Many moons ago, when I moved as a child to Africa, my mother, my sister, and I resided in the Sahel. To be precise: we lived in Bamako, the vibrant capital city of Mali not to be confused with the medieval empire of the same name. To reside there as a Western black was strange; our Americanness placed us in the novel position of being regarded as de facto aristos, somewhere between such elevated classes as wealthy, regal descendents of the Keita clan and the dispossessed, which included Imazighen exiles. To see beautiful but abject so-called Tuareg women and girls begging in the dusty streets of Bamako from the windows of our funereal Lincoln Town Car the incongruity of them huddled at roadsides and traffic stops in their indigo or floral clothes, their grace surpassed only by the Wolof women to the northwest in Senegal was a mind-blowing experience that has stayed with me in the decades since.
The complexities of centuries of intraracial warfare and political mayhem derived from poisonous North African colonial legacies were largely beyond my eight-year-old mind's grasp. As Madame l'Ambassadeur, my late mother was the one to travel up-country and beyond, nearer the heart of the Sahara, and she worked tirelessly to have any impact on the volatile situation in the country. I was restricted by the quotidian business of school and play, but my far-roving mind began a lifelong romance with Mali's two most fabled folk of the Western Sudan, the Dogon and the Imazighen. The star-walking Dogon were remote and mysterious at the Bandiagara escarpment, but the grave injustices being done to the proud, rebel Imazighen were plain to see in Bamako rush-hour traffic.

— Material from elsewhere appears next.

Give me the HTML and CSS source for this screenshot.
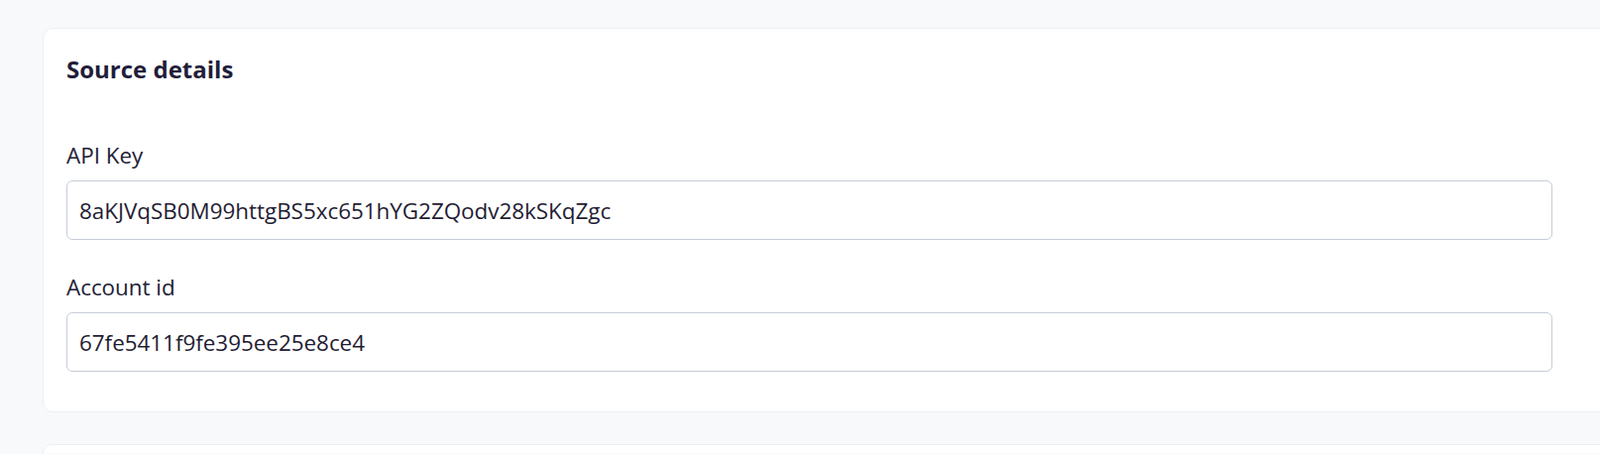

When I listen to the music of Africa's greatest rock 'n' roll band, Tinariwen (translated from Tamasheq, "the deserts"), from L'Adrar des Iforas, this baggage comes with me, weighted with shame at not following in the career footsteps of my selfless Africanist mother and fear that people of the West will never truly comprehend the vital importance of the many Africas to their own humanity. With or without Tinariwen's great Amassakoul and current Aman Iman (both World Village; 2004, 2007) on my iPod as I ride the Manhattan subway, when I see disenfranchised people begging down the aisle I am always jolted back to the visceral yet illusory sensation of extending my thin, childish arm through the steel of the Lincoln to help a reddish-brown-skinned Amazigh girl in elegant rags, no different than me in that she was the child of parents who wanted to be free.
Whereas my parents' generation of young black revolutionaries sought to forge strong pan-Africanist links all the way from DC to Dar es Salaam, and their cult-nat elements experimented in folk, soul, rock, and funk genres to express the hopes and fears of the 1960s era of deliverance from Jim Crow, there in Bamako, as a child at the turn of the '80s, I was witnessing at a remove the rise of radical culture spawned by Kel Tamasheq ishumaren (unemployed) forced to abandon traditional nomadic ways by poverty and drought. These black folks' rebel music, tishoumaren, has found its apotheosis in Tinariwen since the group first emerged from a Libyan military camp in 1985, moving from guns to guitars in the process of wresting messages of uplift from chaos.